Hausse des taux d’intérêt qui ont engendré une tendance baissière

Beaucoup d’éléments pèsent sur les cours. Depuis juin 2022, la hausse des taux d’intérêt lancée par la banque centrale américaine, suivie par les autres banques centrales, a entraîné un changement de dynamique sur les prix des matières premières déclenchant une tendance baissière. « Les matières premières étaient attractives pour les investisseurs de la mi-2020 à la mi-2022. Depuis, c’est l’inverse qui se produit. Les fonds sont dans une position de vente », explique Sébastien Poncelet. Sur le plan monétaire, le renforcement de l’euro face au dollar joue aussi en faveur de la baisse des cours européens et notamment français.

Des stocks attendus très élevés

En outre, la campagne de commercialisation 2022-2023 est marquée par des récoltes exceptionnelles en Russie, en Australie et au Brésil, se traduisant par une forte concurrence du blé russe sur le marché mondial. L’Australie a battu des records en colza : sa production se déverse à l’import en Europe. En Amérique du Sud, la production de soja du Brésil atteint des sommets et on se dirige vers une récolte record en maïs.

En Europe, les stocks vont finir au plus haut depuis quatre ans en blé tendre, et depuis dix ans en colza. D’autres problématiques spécifiques à notre continent pèsent également sur la situation. Notamment l’engorgement de céréales en Europe centrale en provenance d’Ukraine.

Des risques qui perdurent

Toutefois, les facteurs géopolitiques et climatiques restent en embuscade et peuvent changer la donne. « On est sur un marché qui s’est montré très complaisant face à tous les risques qui perdurent, estime Sébastien Poncelet. Les acteurs se comportent comme si rien ne pouvait arriver. »

La mise en place du corridor en mer Noire en juillet 2022 a bien fonctionné jusqu’à présent et a permis à l’Ukraine d’exporter sa production aussi bien par voie maritime que terrestre (30 Mt). Un ultimatum avait été fixé unilatéralement par les Russes au 18 mai. L'accord céréalier vient d'être prolongé de deux mois, a annnoncé Recep Tayyip Erdogan, président de la Turquie, le 17 mai. L'enjeu de sa prolongation au-delà de ces deux mois reste toutefois entier, notamment à l'issue des récoltes européennes, ukrainiennes et russes à la fin de l'été.

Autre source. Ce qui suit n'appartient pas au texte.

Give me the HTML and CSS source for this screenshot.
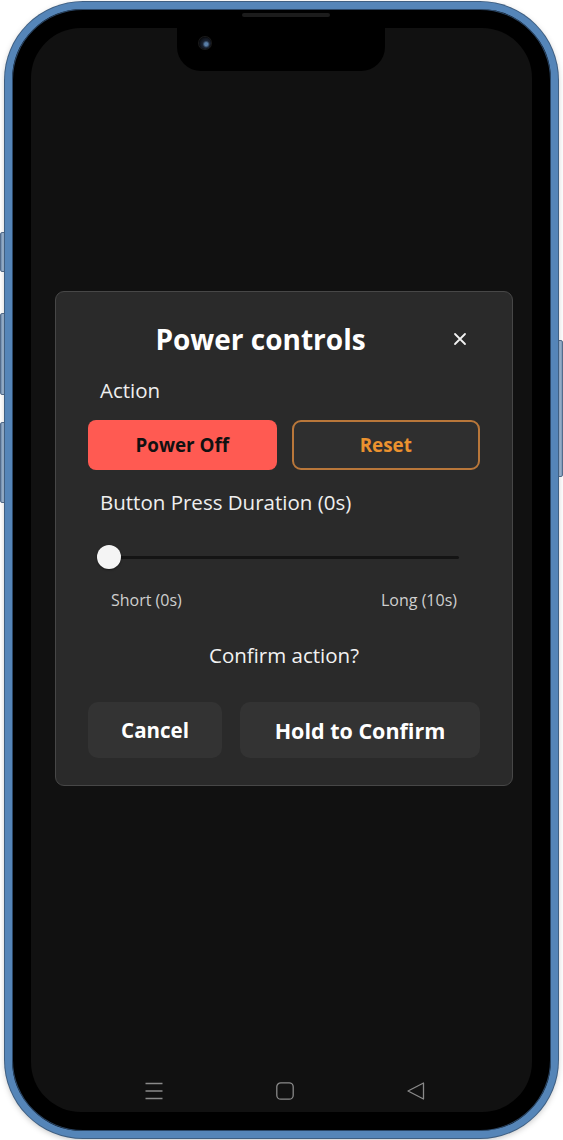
FILE: index.html
```html
<!DOCTYPE html>
<html lang="en">
<head>
<meta charset="utf-8">
<title>Power controls</title>
<link rel="stylesheet" href="styles.css">
</head>
<body>
<div class="device">
  <span class="side-btn side-btn--l1"></span>
  <span class="side-btn side-btn--l2"></span>
  <span class="side-btn side-btn--l3"></span>
  <span class="side-btn side-btn--r1"></span>
  <div class="phone">
    <span class="speaker"></span>
    <div class="screen">
      <div class="notch"><span class="camera"></span></div>

      <section class="dialog">
        <header class="dialog-head">
          <h1 class="dialog-title">Power controls</h1>
          <button class="close-btn" aria-label="Close">
            <svg width="14" height="14" viewBox="0 0 14 14"><path d="M2 2 L12 12 M12 2 L2 12" stroke="#f2f2f2" stroke-width="1.8" stroke-linecap="round" fill="none"/></svg>
          </button>
        </header>

        <div class="field-label field-label--action">Action</div>
        <div class="action-row">
          <button class="btn btn-power">Power Off</button>
          <button class="btn btn-reset">Reset</button>
        </div>

        <div class="field-label field-label--duration">Button Press Duration (0s)</div>
        <div class="slider">
          <div class="slider-track"></div>
          <span class="slider-thumb"></span>
        </div>
        <div class="slider-scale">
          <span>Short (0s)</span>
          <span>Long (10s)</span>
        </div>

        <p class="confirm-text">Confirm action?</p>

        <div class="confirm-row">
          <button class="btn btn-cancel">Cancel</button>
          <button class="btn btn-hold">Hold to Confirm</button>
        </div>
      </section>

      <nav class="navbar">
        <svg class="nav-icon" width="20" height="18" viewBox="0 0 20 18"><path d="M1.5 1.5 H18.5 M1.5 9 H18.5 M1.5 16.5 H18.5" stroke="#8a8a8a" stroke-width="1.3" fill="none"/></svg>
        <svg class="nav-icon" width="20" height="18" viewBox="0 0 20 18"><rect x="1.8" y="0.8" width="16.4" height="16.4" rx="4" stroke="#8a8a8a" stroke-width="1.3" fill="none"/></svg>
        <svg class="nav-icon" width="20" height="18" viewBox="0 0 20 18"><path d="M17.5 1 V17 L2 9 Z" stroke="#8a8a8a" stroke-width="1.3" stroke-linejoin="round" fill="none"/></svg>
      </nav>
    </div>
  </div>
</div>
</body>
</html>
```

FILE: styles.css
```css
* { box-sizing: border-box; }

html, body {
  margin: 0;
  padding: 0;
  background: #ffffff;
}

body {
  font-family: "Open Sans", "Noto Sans", sans-serif;
  width: 563px;
  height: 1140px;
  overflow: hidden;
}

.device {
  position: relative;
  width: 563px;
  height: 1140px;
  padding: 2px 5px 2px 5px;
}

.side-btn {
  position: absolute;
  width: 6px;
  border-radius: 2px;
  background: linear-gradient(90deg, #6f8fb3, #a9bfd8 50%, #7d9bbd);
  border: 1px solid #566f8e;
}
.side-btn--l1 { left: 0; top: 232px; height: 40px; }
.side-btn--l2 { left: 0; top: 313px; height: 82px; }
.side-btn--l3 { left: 0; top: 422px; height: 81px; }
.side-btn--r1 { right: 0; top: 340px; height: 137px; }

.phone {
  position: relative;
  width: 553px;
  height: 1136px;
  border-radius: 78px;
  background: #000;
  border: 7px solid #5585b8;
  box-shadow: inset 0 0 0 1px #2b4767, 0 0 0 1px #3f5f82, 0 2px 6px rgba(0,0,0,0.25);
  padding: 19px;
}

.speaker {
  position: absolute;
  top: 4px;
  left: 230px;
  width: 88px;
  height: 4px;
  border-radius: 2px;
  background: #1c1c1c;
}

.screen {
  position: relative;
  width: 501px;
  height: 1084px;
  border-radius: 50px;
  background: #111111;
  display: flex;
  flex-direction: column;
  overflow: hidden;
}

.notch {
  position: absolute;
  top: 0;
  left: 146px;
  width: 208px;
  height: 43px;
  background: #000;
  border-radius: 0 0 24px 24px;
}

.camera {
  position: absolute;
  left: 22px;
  top: 9px;
  width: 12px;
  height: 12px;
  border-radius: 50%;
  background: radial-gradient(circle at 60% 60%, #5a7fa8 0 15%, #1b2433 35%, #0b0d12 70%);
  box-shadow: 0 0 0 1px #1a1a1a;
}

.dialog {
  margin: 263px 0 0 24px;
  width: 458px;
  background: #2a2a2a;
  border: 1px solid #474747;
  border-radius: 9px;
  padding: 27px 32px 27px;
  color: #f2f2f2;
}

.dialog-head {
  display: flex;
  align-items: center;
  height: 40px;
}

.dialog-title {
  flex: 1;
  margin: 0;
  padding-right: 7px;
  text-align: center;
  font-size: 28px;
  line-height: 40px;
  font-weight: 700;
  color: #ffffff;
}

.close-btn {
  width: 40px;
  height: 40px;
  padding: 0;
  border: 0;
  background: transparent;
  display: flex;
  align-items: center;
  justify-content: center;
}

.field-label {
  padding-left: 12px;
  font-size: 20.5px;
  line-height: 26px;
  color: #efefef;
}
.field-label--action { margin-top: 18px; }
.field-label--duration { margin-top: 19px; }

.btn {
  font-family: "Open Sans", "Noto Sans", sans-serif;
  font-weight: 700;
  border: 0;
  padding: 0;
  cursor: pointer;
}

.action-row {
  margin-top: 17px;
  display: grid;
  grid-template-columns: 1fr 1fr;
  gap: 15px;
  height: 50px;
}

.btn-power {
  background: #ff5a52;
  color: #111;
  border-radius: 8px;
  font-size: 18.8px;
}

.btn-reset {
  background: #2f2f2f;
  border: 2px solid #b9773a;
  color: #eb922f;
  border-radius: 9px;
  font-size: 18.8px;
}

.slider {
  position: relative;
  margin: 30px 21px 0 9px;
  height: 24px;
  display: flex;
  align-items: center;
}

.slider-track {
  flex: 1;
  height: 3px;
  border-radius: 2px;
  background: #141414;
}

.slider-thumb {
  position: absolute;
  left: 0;
  top: 0;
  width: 24px;
  height: 24px;
  border-radius: 50%;
  background: #f4f4f4;
  box-shadow: 0 1px 2px rgba(0,0,0,0.4);
}

.slider-scale {
  margin-top: 21px;
  padding: 0 23px;
  display: flex;
  justify-content: space-between;
  font-size: 16px;
  line-height: 20px;
  color: #cfcfcf;
}

.confirm-text {
  margin: 32px 0 0;
  text-align: center;
  font-size: 20.5px;
  line-height: 26px;
  color: #f2f2f2;
}

.confirm-row {
  margin-top: 34px;
  display: grid;
  grid-template-columns: 134px 1fr;
  gap: 18px;
  height: 56px;
}

.btn-cancel,
.btn-hold {
  background: #333333;
  color: #ffffff;
  border-radius: 10px;
  font-size: 20.5px;
}

.btn-hold { font-size: 21.5px; }

.navbar {
  margin-top: auto;
  height: 44px;
  padding: 2px 0 0 7px;
  display: flex;
  justify-content: center;
  align-items: center;
  gap: 111px;
}

.nav-icon { display: block; }
```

Interrogations sur les récoltes à venir

En plus des problématiques géopolitiques, le risque climatique reste présent même si les cultures sont en très bon état en Europe, à l’exception de l’Espagne. « En France, le potentiel de rendement est plutôt bon mais il y a tout de même une petite inquiétude sur le manque de lumière et les pluies persistantes », tempère Sylvain Jessionesse. Les cultures d’hiver sont également en bon état en Russie et en Ukraine.

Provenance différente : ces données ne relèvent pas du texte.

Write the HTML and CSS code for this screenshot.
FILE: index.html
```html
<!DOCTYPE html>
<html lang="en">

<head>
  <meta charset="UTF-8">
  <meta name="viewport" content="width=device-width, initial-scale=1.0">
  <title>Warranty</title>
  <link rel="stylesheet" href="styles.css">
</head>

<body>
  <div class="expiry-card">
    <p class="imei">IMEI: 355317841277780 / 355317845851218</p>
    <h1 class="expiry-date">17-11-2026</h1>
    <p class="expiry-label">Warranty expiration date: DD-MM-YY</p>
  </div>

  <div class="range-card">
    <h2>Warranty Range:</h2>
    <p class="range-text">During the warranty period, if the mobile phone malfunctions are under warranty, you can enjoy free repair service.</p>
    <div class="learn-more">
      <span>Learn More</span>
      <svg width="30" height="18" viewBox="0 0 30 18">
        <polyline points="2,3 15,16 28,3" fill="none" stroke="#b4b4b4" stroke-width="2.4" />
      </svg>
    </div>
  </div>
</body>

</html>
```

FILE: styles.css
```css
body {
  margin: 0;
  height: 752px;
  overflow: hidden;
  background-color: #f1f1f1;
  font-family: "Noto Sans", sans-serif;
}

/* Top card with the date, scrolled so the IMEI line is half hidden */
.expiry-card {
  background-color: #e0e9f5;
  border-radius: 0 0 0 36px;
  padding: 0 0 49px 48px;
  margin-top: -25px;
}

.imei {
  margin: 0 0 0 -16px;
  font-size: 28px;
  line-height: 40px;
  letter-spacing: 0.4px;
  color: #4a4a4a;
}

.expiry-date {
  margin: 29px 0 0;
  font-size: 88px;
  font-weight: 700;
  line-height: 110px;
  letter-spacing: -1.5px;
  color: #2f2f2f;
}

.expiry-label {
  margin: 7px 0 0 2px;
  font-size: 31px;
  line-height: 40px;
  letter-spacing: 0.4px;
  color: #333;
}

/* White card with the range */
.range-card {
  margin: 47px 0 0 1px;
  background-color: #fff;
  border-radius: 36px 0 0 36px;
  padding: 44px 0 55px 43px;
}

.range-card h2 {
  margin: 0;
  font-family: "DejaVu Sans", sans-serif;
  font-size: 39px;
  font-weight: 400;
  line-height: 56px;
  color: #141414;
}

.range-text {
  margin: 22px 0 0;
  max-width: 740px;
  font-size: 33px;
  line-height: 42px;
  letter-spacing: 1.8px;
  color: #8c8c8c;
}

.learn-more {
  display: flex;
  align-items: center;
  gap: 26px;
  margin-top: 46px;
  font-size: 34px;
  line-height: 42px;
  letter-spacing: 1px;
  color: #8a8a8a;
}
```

Des zones restent à surveiller comme aux États-Unis où la situation de sécheresse, qui perdure au centre du pays malgré les dernières pluies, est très préjudiciable aux blés d’hiver. Cela pose aussi des interrogations pour le maïs. En outre, on rentre dans un phénomène météorologique El Niño qui crée généralement des problèmes de sécheresse en Australie.

Face à ces incertitudes, Sylvain Jessionesse invite les agriculteurs à déjà se projeter sur la campagne 2024 alors que les coûts de production tendent à diminuer. Par rapport à octobre 2022, le poste engrais recule de 16 %, le poste gaz de 6 % et le GNR de 17 % (source : Chambres d’agriculture de France). En parallèle, les prix, bien qu’en forte baisse, restent élevés au regard de la moyenne des 15 dernières années. « Il ne faut pas oublier que l’objectif reste de réaliser une marge et de dégager un revenu », considère-t-il.

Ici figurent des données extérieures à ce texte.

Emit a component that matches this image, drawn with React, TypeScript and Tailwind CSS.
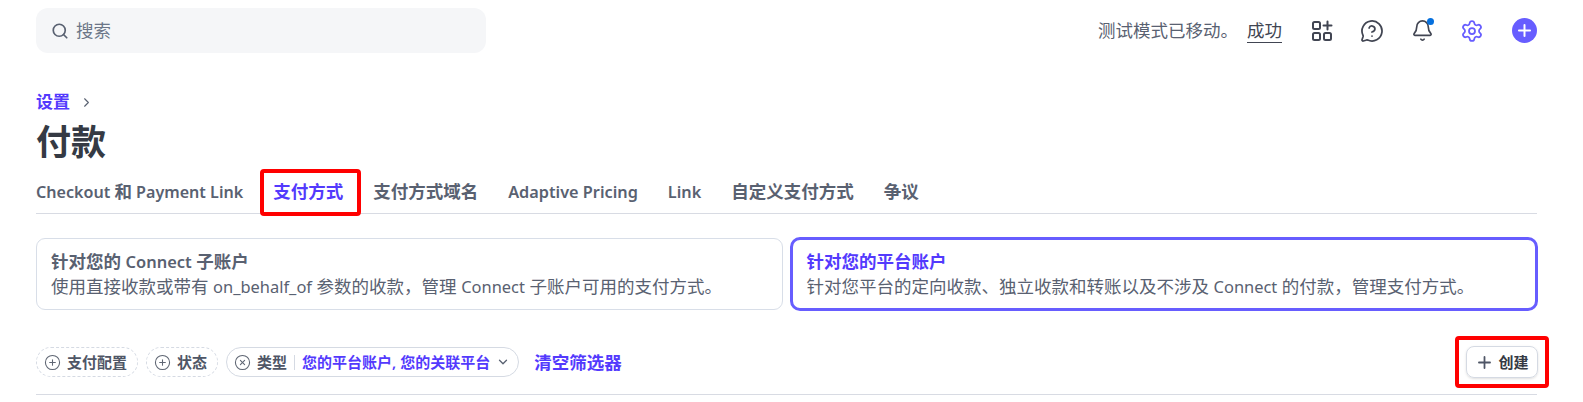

Pression baissière pour le colza

En colza, le contexte de marché largement approvisionné et de gros stocks de report pèse aussi sur les cours. C’est d’autant plus vrai en Europe où les surfaces sont en augmentation et où la récolte australienne record se déverse à l’import. Le salut de la graine oléagineuse ne pourra venir que d’une augmentation de prix d’autres produits, du côté des autres huiles ou encore du soja. « Le colza devrait suivre le cours des autres productions oléagineuses », estime Sébastien Poncelet. Enfin, le biodiesel de colza européen est fortement concurrencé par les biodiesels à base d’huiles usagées importées d’Asie.